+++ DATA FOR THIS TASK +++

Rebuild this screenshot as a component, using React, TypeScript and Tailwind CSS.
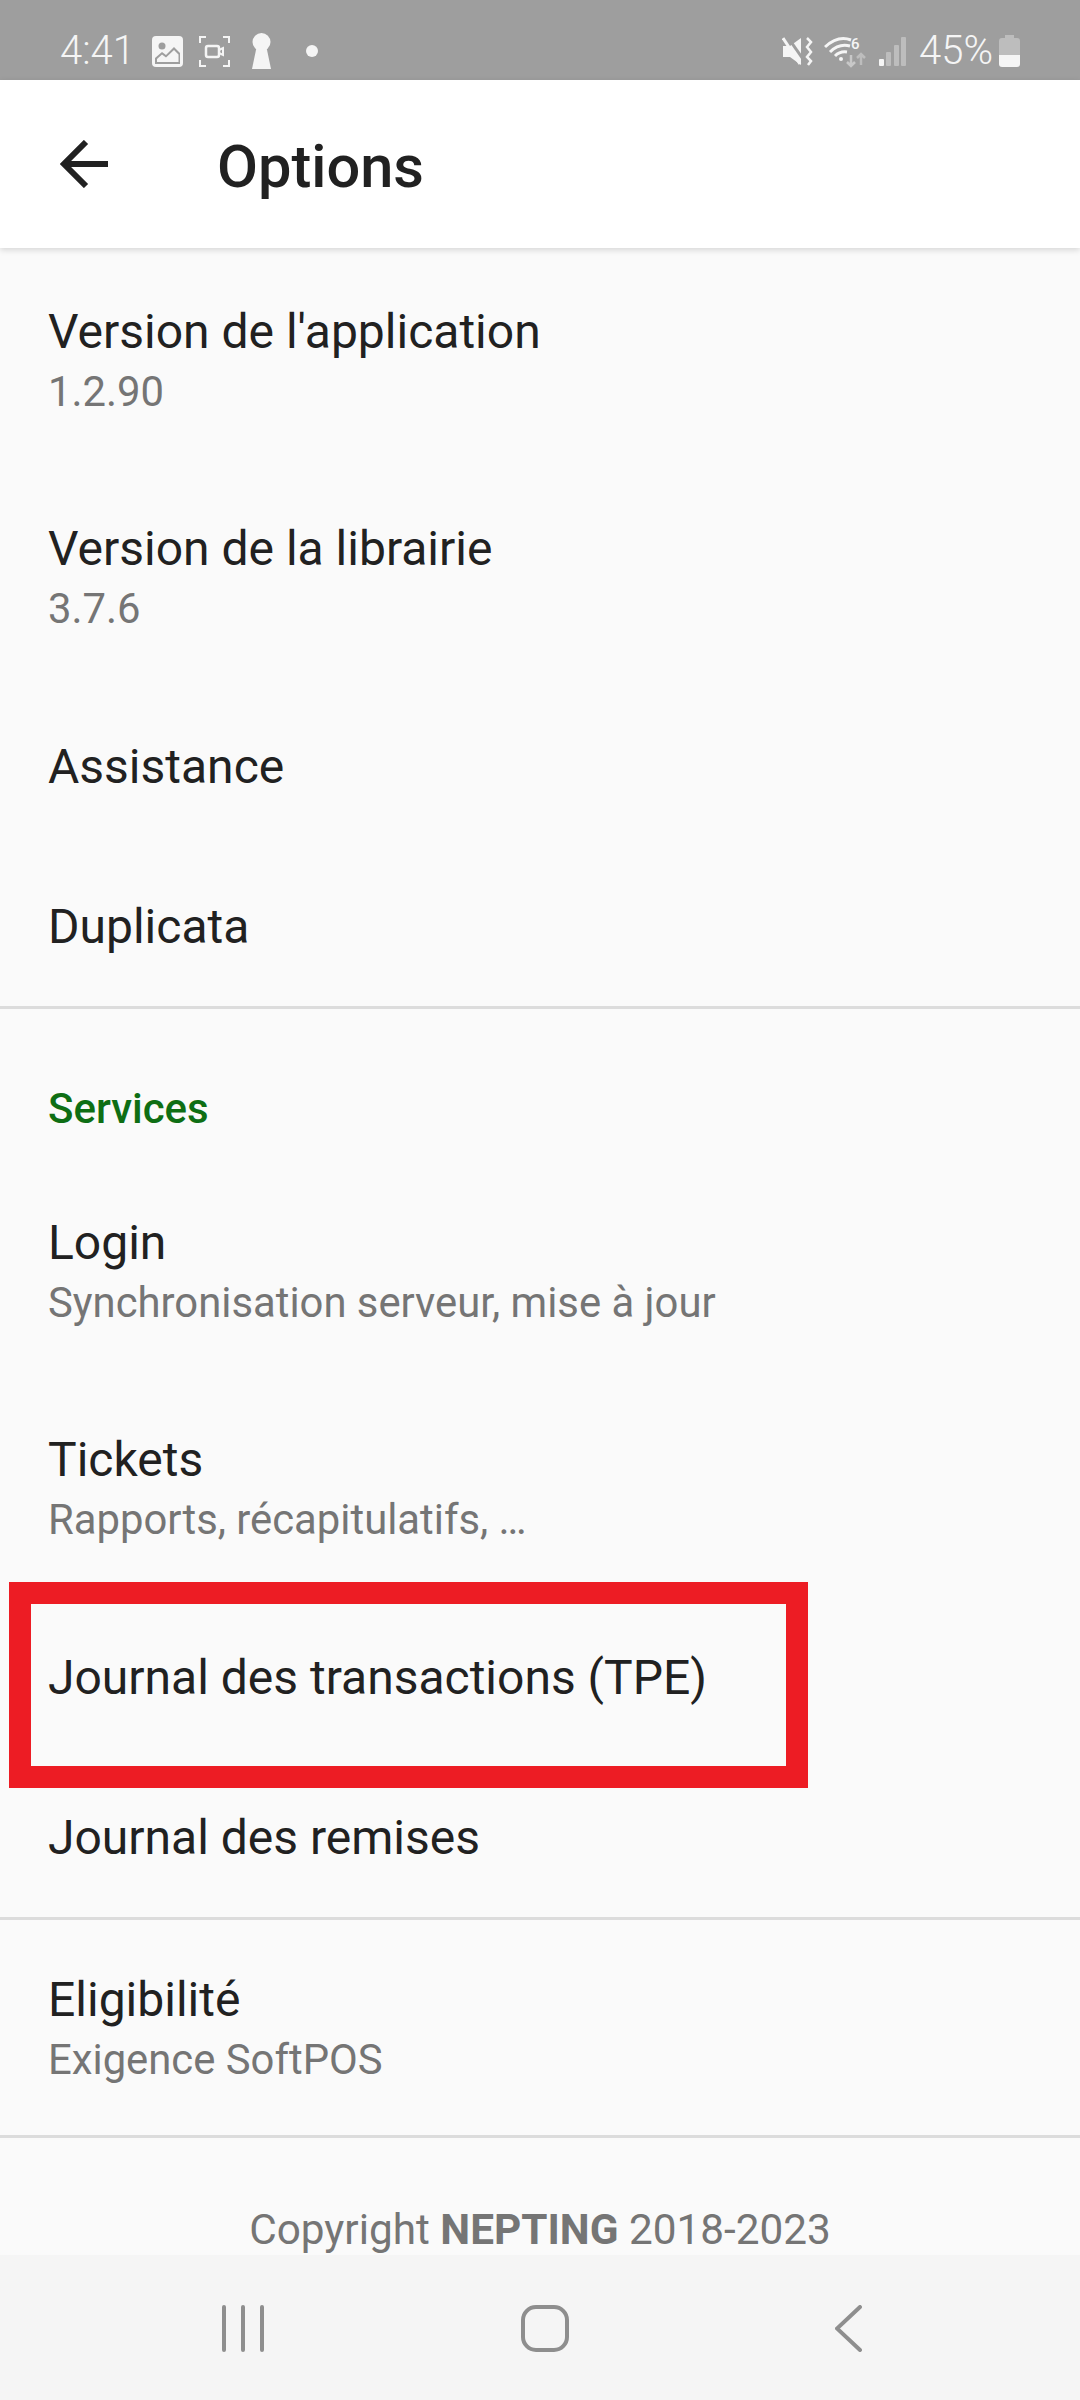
const font = { fontFamily: "Roboto, sans-serif" };

function StatusBar() {
  return (
    <div className="h-20 bg-[#9e9e9e] flex items-center pl-[60px] pr-[60px] pt-[22px] text-[#f5f5f5] shrink-0">
      <span className="text-[40px] leading-none font-light w-[92px]">4:41</span>
      {/* gallery */}
      <svg width="31" height="31" viewBox="0 0 31 31" className="mr-4">
        <rect width="31" height="31" rx="4" fill="#f5f5f5" />
        <circle cx="10" cy="10" r="3.5" fill="#9e9e9e" />
        <path d="M3 28v-6l7-6 4 3 8-8 6 6v11z" fill="#9e9e9e" />
        <path d="M5 26v-3l5-4.500 4 3 8-7.500 4.500 4.500v7.500z" fill="#f5f5f5" />
      </svg>
      {/* screen recorder */}
      <svg width="31" height="31" viewBox="0 0 31 31" fill="none" stroke="#f5f5f5" strokeWidth="2" className="mr-[22px]">
        <path d="M7 1H1v6M24 1h6v6M7 30H1v-6M24 30h6v-6" />
        <rect x="7" y="10" width="13" height="11" rx="2" strokeWidth="2.500" />
        <path d="M20 14l4-2v7l-4-2" />
      </svg>
      {/* keyhole */}
      <svg width="19" height="36" viewBox="0 0 19 36" className="mr-[35px]">
        <circle cx="9.500" cy="9" r="9" fill="#f5f5f5" />
        <path d="M5 12h9l5 24H0z" fill="#f5f5f5" />
      </svg>
      <span className="w-3 h-3 rounded-full bg-[#f5f5f5]" />

      <div className="ml-auto flex items-center">
        {/* mute / vibrate */}
        <svg width="31" height="29" viewBox="0 0 31 29" className="mr-[11px]">
          <path d="M1 9h7l11-8v27L8 20H1z" fill="#f5f5f5" />
          <path d="M5 -1l18 26" stroke="#9e9e9e" strokeWidth="3" />
          <path d="M1 1l17 26" stroke="#f5f5f5" strokeWidth="3" />
          <path d="M25 1l4 4-4 5 4 5-4 5 4 4-3 4" fill="none" stroke="#f5f5f5" strokeWidth="2.500" />
        </svg>
        {/* wifi 6 */}
        <svg width="42" height="33" viewBox="0 0 42 33" fill="none" className="mr-[13px]">
          <path d="M1 12Q14 0 27 5" stroke="#f5f5f5" strokeWidth="3" />
          <path d="M6 17Q15 8 26 11" stroke="#f5f5f5" strokeWidth="3" />
          <path d="M11 21Q16 16 23 17" stroke="#f5f5f5" strokeWidth="3" />
          <circle cx="17" cy="24" r="2" fill="#f5f5f5" />
          <text x="27" y="14" fontSize="15" fontFamily="Roboto, sans-serif" fontWeight="500" fill="#f5f5f5">6</text>
          <path d="M27 20v11M23 27l4 4 4-4" stroke="#c8c8c8" strokeWidth="2.500" />
          <path d="M37 30V19M33 23l4-4 4 4" stroke="#bdbdbd" strokeWidth="2.500" />
        </svg>
        {/* signal */}
        <svg width="27" height="29" viewBox="0 0 27 29" className="mr-[13px]">
          <rect x="0" y="22" width="5" height="7" rx="1" fill="#f5f5f5" />
          <rect x="7" y="15" width="5" height="14" rx="1" fill="#bdbdbd" />
          <rect x="15" y="8" width="5" height="21" rx="1" fill="#bdbdbd" />
          <rect x="22" y="0" width="5" height="29" rx="1" fill="#bdbdbd" />
        </svg>
        <span className="text-[40px] leading-none font-light mr-[6px]">45%</span>
        {/* battery */}
        <svg width="21" height="32" viewBox="0 0 21 32">
          <path d="M6 0h9v3h3a3 3 0 0 1 3 3v14H0V6a3 3 0 0 1 3-3h3z" fill="#bdbdbd" />
          <path d="M0 20h21v9a3 3 0 0 1-3 3H3a3 3 0 0 1-3-3z" fill="#f5f5f5" />
        </svg>
      </div>
    </div>
  );
}

function Row({ title, sub }: { title: string; sub?: string }) {
  return (
    <div className={`${sub ? "h-[217px]" : "h-[160px]"} px-12 pt-0.5 flex flex-col justify-center`}>
      <div className="text-[48px] leading-[60px] text-[#212121]">{title}</div>
      {sub && <div className="text-[41.800px] leading-[60px] text-[#757575]">{sub}</div>}
    </div>
  );
}

export default function App() {
  return (
    <div className="w-[1080px] h-[2400px] bg-[#fafafa] flex flex-col overflow-hidden" style={font}>
      <StatusBar />
      <header className="h-[168px] bg-white flex items-center pl-[60px] shrink-0 shadow-[0_2px_6px_rgba(0,0,0,0.15)] z-10">
        <svg width="48" height="48" viewBox="0 0 48 48" fill="none" stroke="#212121" strokeWidth="6" className="mr-[109px]">
          <path d="M48 24H4M26 2L4 24l22 22" />
        </svg>
        <h1 className="text-[59.500px] font-medium text-[#212121] leading-none pt-2">Options</h1>
      </header>

      <main className="flex-1 overflow-hidden pt-1">
        <Row title="Version de l'application" sub="1.2.90" />
        <Row title="Version de la librairie" sub="3.7.6" />
        <Row title="Assistance" />
        <Row title="Duplicata" />
        <div className="h-[3px] bg-[#dcdcdc]" />

        <div className="h-[154px] pt-[71px] px-12 text-[42px] leading-[58px] font-medium text-[#0e6e14]">Services</div>
        <Row title="Login" sub="Synchronisation serveur, mise à jour" />
        <Row title="Tickets" sub="Rapports, récapitulatifs, …" />
        <div className="relative">
          <Row title="Journal des transactions (TPE)" />
          <div className="absolute left-[9px] top-[-15px] w-[799px] h-[206px] border-[22px] border-[#ed1c24]" />
        </div>
        <Row title="Journal des remises" />
        <div className="h-[3px] bg-[#dcdcdc]" />
        <div className="-mb-0.5">
          <Row title="Eligibilité" sub="Exigence SoftPOS" />
        </div>
        <div className="h-[3px] bg-[#dcdcdc]" />
        <div className="pt-[63px] text-center text-[42.300px] leading-[58px] text-[#757575]">
          Copyright <span className="font-bold">NEPTING</span> 2018-2023
        </div>
      </main>

      <nav className="h-[145px] bg-[#f5f5f5] shrink-0 relative flex items-start pt-[50px]">
        <svg width="42" height="47" viewBox="0 0 42 47" fill="none" stroke="#8e8e8e" strokeWidth="4" strokeLinecap="round" className="ml-[222px]">
          <path d="M2 2v43M21 2v43M40 2v43" />
        </svg>
        <svg width="48" height="47" viewBox="0 0 48 47" fill="none" stroke="#8e8e8e" strokeWidth="4" className="ml-[257px]">
          <rect x="2" y="2" width="44" height="43" rx="13" />
        </svg>
        <svg width="27" height="47" viewBox="0 0 27 47" fill="none" stroke="#8e8e8e" strokeWidth="4" strokeLinecap="round" className="ml-[266px]">
          <path d="M25 2L2 23.500 25 45" />
        </svg>
      </nav>
    </div>
  );
}
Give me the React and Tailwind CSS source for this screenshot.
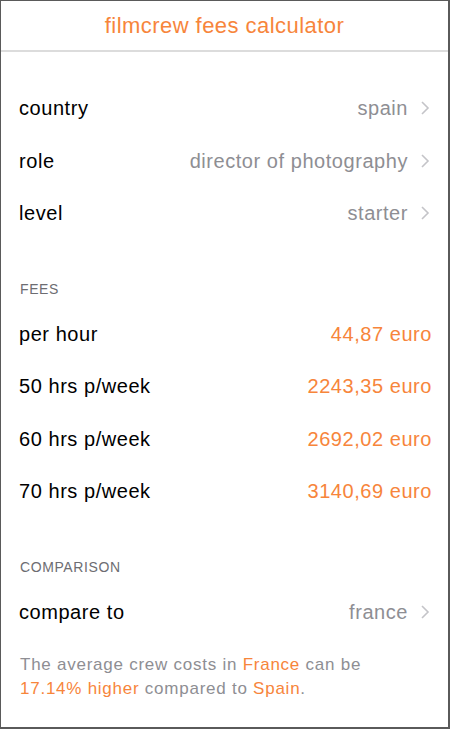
import React from "react";

const Chevron = () => (
  <svg width="10" height="16" viewBox="0 0 10 16" className="ml-[12px] shrink-0">
    <path d="M2 2 L8 8 L2 14" fill="none" stroke="#c4c4c8" strokeWidth="1.6" />
  </svg>
);

const NavRow = ({ label, value }) => (
  <div className="flex items-center justify-between h-[52.5px] pl-[18px] pr-[18px] text-[20px] tracking-[0.55px]">
    <span className="text-black">{label}</span>
    <span className="flex items-center text-[#8e8e93]">
      {value}
      <Chevron />
    </span>
  </div>
);

const FeeRow = ({ label, value }) => (
  <div className="flex items-center justify-between h-[52.5px] pl-[18px] pr-[16px] text-[20px] tracking-[0.55px]">
    <span className="text-black">{label}</span>
    <span className="text-[#f7853b]">{value}</span>
  </div>
);

const SectionLabel = ({ children }) => (
  <div className="h-[68px] flex items-end pb-[8px] pl-[19px] text-[14px] text-[#6d6d72] tracking-[0.6px]">
    {children}
  </div>
);

export default function App() {
  return (
    <div
      className="w-[450px] h-[729px] bg-white border-t border-l border-r-2 border-b-2 border-[#5a5a5a] overflow-hidden"
      style={{ fontFamily: '"Liberation Sans", Arial, sans-serif' }}
    >
      <div className="h-[51px] flex items-center justify-center border-b-2 border-[#dcdcdc]">
        <span className="text-[22px] tracking-[0.45px] text-[#f7853b] mt-[-1px]">filmcrew fees calculator</span>
      </div>
      <div className="pt-[30px]">
        <NavRow label="country" value="spain" />
        <NavRow label="role" value="director of photography" />
        <NavRow label="level" value="starter" />
      </div>
      <SectionLabel>FEES</SectionLabel>
      <FeeRow label="per hour" value="44,87 euro" />
      <FeeRow label="50 hrs p/week" value="2243,35 euro" />
      <FeeRow label="60 hrs p/week" value="2692,02 euro" />
      <FeeRow label="70 hrs p/week" value="3140,69 euro" />
      <SectionLabel>COMPARISON</SectionLabel>
      <NavRow label="compare to" value="france" />
      <div className="pl-[19px] pr-[10px] pt-[15px] text-[17px] leading-[24px] tracking-[0.75px] text-[#8e8e93]">
        The average crew costs in <span className="text-[#f7853b]">France</span> can be
        <br />
        <span className="text-[#f7853b]">17.14% higher</span> compared to{" "}
        <span className="text-[#f7853b]">Spain</span>.
      </div>
    </div>
  );
}
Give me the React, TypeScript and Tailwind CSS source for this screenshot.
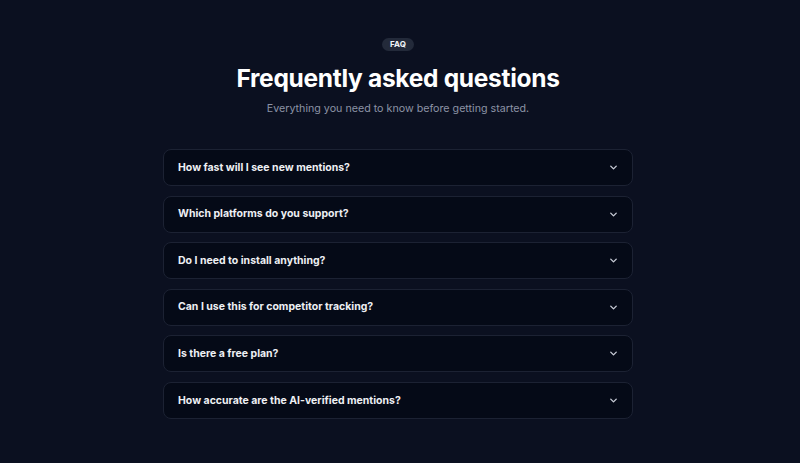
import React from "react";

const questions = [
  "How fast will I see new mentions?",
  "Which platforms do you support?",
  "Do I need to install anything?",
  "Can I use this for competitor tracking?",
  "Is there a free plan?",
  "How accurate are the AI-verified mentions?",
];

const Chevron = () => (
  <svg width="11" height="11" viewBox="0 0 24 24" fill="none" stroke="currentColor" strokeWidth="3" strokeLinecap="round" strokeLinejoin="round">
    <path d="m6 9 6 6 6-6" />
  </svg>
);

export default function App() {
  return (
    <div className="min-h-screen bg-[#0b1020] pr-[4px] font-['Inter',sans-serif] text-white">
      <div className="flex flex-col items-center pt-[38px]">
        <span className="rounded-full bg-[#232a3a] px-[8px] py-[1px] text-[8px] font-bold leading-[11px] text-slate-100">
          FAQ
        </span>
        <h2 className="mt-[12px] text-[24.5px] font-bold leading-[30px] tracking-[-0.3px]">
          Frequently asked questions
        </h2>
        <p className="mt-[8px] text-[10.7px] leading-[16px] text-[#8b93a5]">
          Everything you need to know before getting started.
        </p>
        <div className="mt-[32px] flex w-[470px] flex-col gap-[9.6px]">
          {questions.map((q) => (
            <div
              key={q}
              className="flex h-[37px] items-center justify-between rounded-[8px] border border-[#1c2233] bg-[#050a17] pl-[14px] pr-[13px]"
            >
              <span className="text-[10.5px] font-bold text-[#eef0f4]">{q}</span>
              <span className="text-[#c8ccd6]">
                <Chevron />
              </span>
            </div>
          ))}
        </div>
      </div>
    </div>
  );
}
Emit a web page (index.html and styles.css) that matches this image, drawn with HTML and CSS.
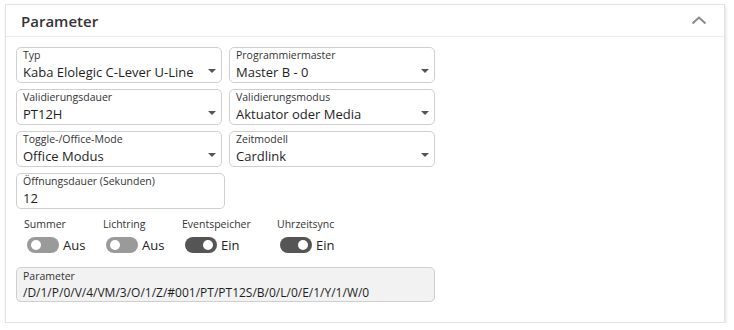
FILE: index.html
```html
<!DOCTYPE html>
<html lang="de">
<head>
    <meta charset="UTF-8">
    <title>Parameter</title>
    <link rel="stylesheet" href="styles.css">
</head>
<body>
    <div class="card">
        <header class="card-header">
            <span class="card-title">Parameter</span>
            <svg class="collapse-icon" width="16" height="10" viewBox="0 0 16 10">
                <polyline points="1.5,8.5 8,2.5 14.5,8.5" fill="none" stroke="#8a8a8a" stroke-width="2"/>
            </svg>
        </header>
        <div class="card-body">
            <div class="field-grid">
                <div class="field select">
                    <label>Typ</label>
                    <div class="value">Kaba Elolegic C-Lever U-Line</div>
                </div>
                <div class="field select">
                    <label>Programmiermaster</label>
                    <div class="value">Master B - 0</div>
                </div>
                <div class="field select">
                    <label>Validierungsdauer</label>
                    <div class="value">PT12H</div>
                </div>
                <div class="field select">
                    <label>Validierungsmodus</label>
                    <div class="value">Aktuator oder Media</div>
                </div>
                <div class="field select">
                    <label>Toggle-/Office-Mode</label>
                    <div class="value">Office Modus</div>
                </div>
                <div class="field select">
                    <label>Zeitmodell</label>
                    <div class="value">Cardlink</div>
                </div>
                <div class="field wide">
                    <label>Öffnungsdauer (Sekunden)</label>
                    <div class="value">12</div>
                </div>
            </div>

            <div class="switches">
                <div class="switch-item">
                    <span class="switch-label">Summer</span>
                    <div class="switch-row">
                        <span class="toggle"></span>Aus
                    </div>
                </div>
                <div class="switch-item">
                    <span class="switch-label">Lichtring</span>
                    <div class="switch-row">
                        <span class="toggle"></span>Aus
                    </div>
                </div>
                <div class="switch-item w-event">
                    <span class="switch-label">Eventspeicher</span>
                    <div class="switch-row">
                        <span class="toggle on"></span>Ein
                    </div>
                </div>
                <div class="switch-item">
                    <span class="switch-label">Uhrzeitsync</span>
                    <div class="switch-row">
                        <span class="toggle on"></span>Ein
                    </div>
                </div>
            </div>

            <div class="field readonly">
                <label>Parameter</label>
                <div class="value">/D/1/P/0/V/4/VM/3/O/1/Z/#001/PT/PT12S/B/0/L/0/E/1/Y/1/W/0</div>
            </div>
        </div>
    </div>
</body>
</html>
```

FILE: styles.css
```css
body {
    margin: 0;
    padding: 4px 0 0 5px;
    background-color: #fff;
    font-family: "Open Sans", Arial, sans-serif;
    color: #222;
}
.card {
    width: 718px;
    height: 317px;
    border: 1px solid #e2e2e2;
    box-shadow: 1px 2px 3px rgba(0, 0, 0, 0.12);
    background-color: #fff;
}
.card-header {
    height: 31px;
    border-bottom: 1px solid #ececec;
    display: flex;
    align-items: center;
    justify-content: space-between;
    padding: 0 17px 0 15px;
}
.card-title {
    font-size: 15px;
    font-weight: 600;
    color: #333;
}
.collapse-icon {
    margin-top: -1px;
}
.card-body {
    padding: 10px 10px;
}
.field-grid {
    display: grid;
    grid-template-columns: 206px 206px;
    column-gap: 7px;
    row-gap: 6px;
}
.field {
    position: relative;
    border: 1px solid #cfcfcf;
    border-radius: 5px;
    padding: 0 6px;
    box-sizing: border-box;
}
.field-grid .field {
    height: 36px;
}
.field-grid .wide {
    width: 209px;
}
.field label {
    display: block;
    font-size: 10.5px;
    line-height: 15px;
    color: #333;
}
.field .value {
    font-size: 13px;
    line-height: 18px;
    color: #1e1e1e;
}
.select::after {
    content: "";
    position: absolute;
    right: 5px;
    top: 21px;
    border-left: 4px solid transparent;
    border-right: 4px solid transparent;
    border-top: 4px solid #555;
}
.switches {
    display: flex;
    padding: 8px 0 0 8px;
    height: 50px;
    box-sizing: border-box;
}
.switch-item {
    display: flex;
    flex-direction: column;
    width: 79px;
}
.w-event {
    width: 95px;
}
.switch-label {
    font-size: 10.5px;
    line-height: 15px;
    color: #333;
}
.switch-row {
    display: flex;
    align-items: center;
    gap: 4px;
    margin-top: 4px;
    padding-left: 3px;
    font-size: 13px;
    color: #222;
}
.toggle {
    width: 32px;
    height: 16px;
    border-radius: 8px;
    background-color: #9a9a9a;
    position: relative;
}
.toggle::after {
    content: "";
    position: absolute;
    top: 3px;
    left: 4px;
    width: 10px;
    height: 10px;
    border-radius: 50%;
    background-color: #fff;
}
.toggle.on {
    background-color: #555;
}
.toggle.on::after {
    left: auto;
    right: 4px;
}
.readonly {
    width: 419px;
    height: 35px;
    margin-top: 8px;
    background-color: #f2f2f2;
    padding: 1px 6px;
}
.readonly .value {
    font-size: 12px;
}
```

+++

AIM OF THE EXERCISE:
Check each line above for the string "source" and show the ones that have it.

SOLUTION FOR THIS PROBLEM:
Give me the React and Tailwind CSS source for this screenshot.
Give me the React, TypeScript and Tailwind CSS source for this screenshot.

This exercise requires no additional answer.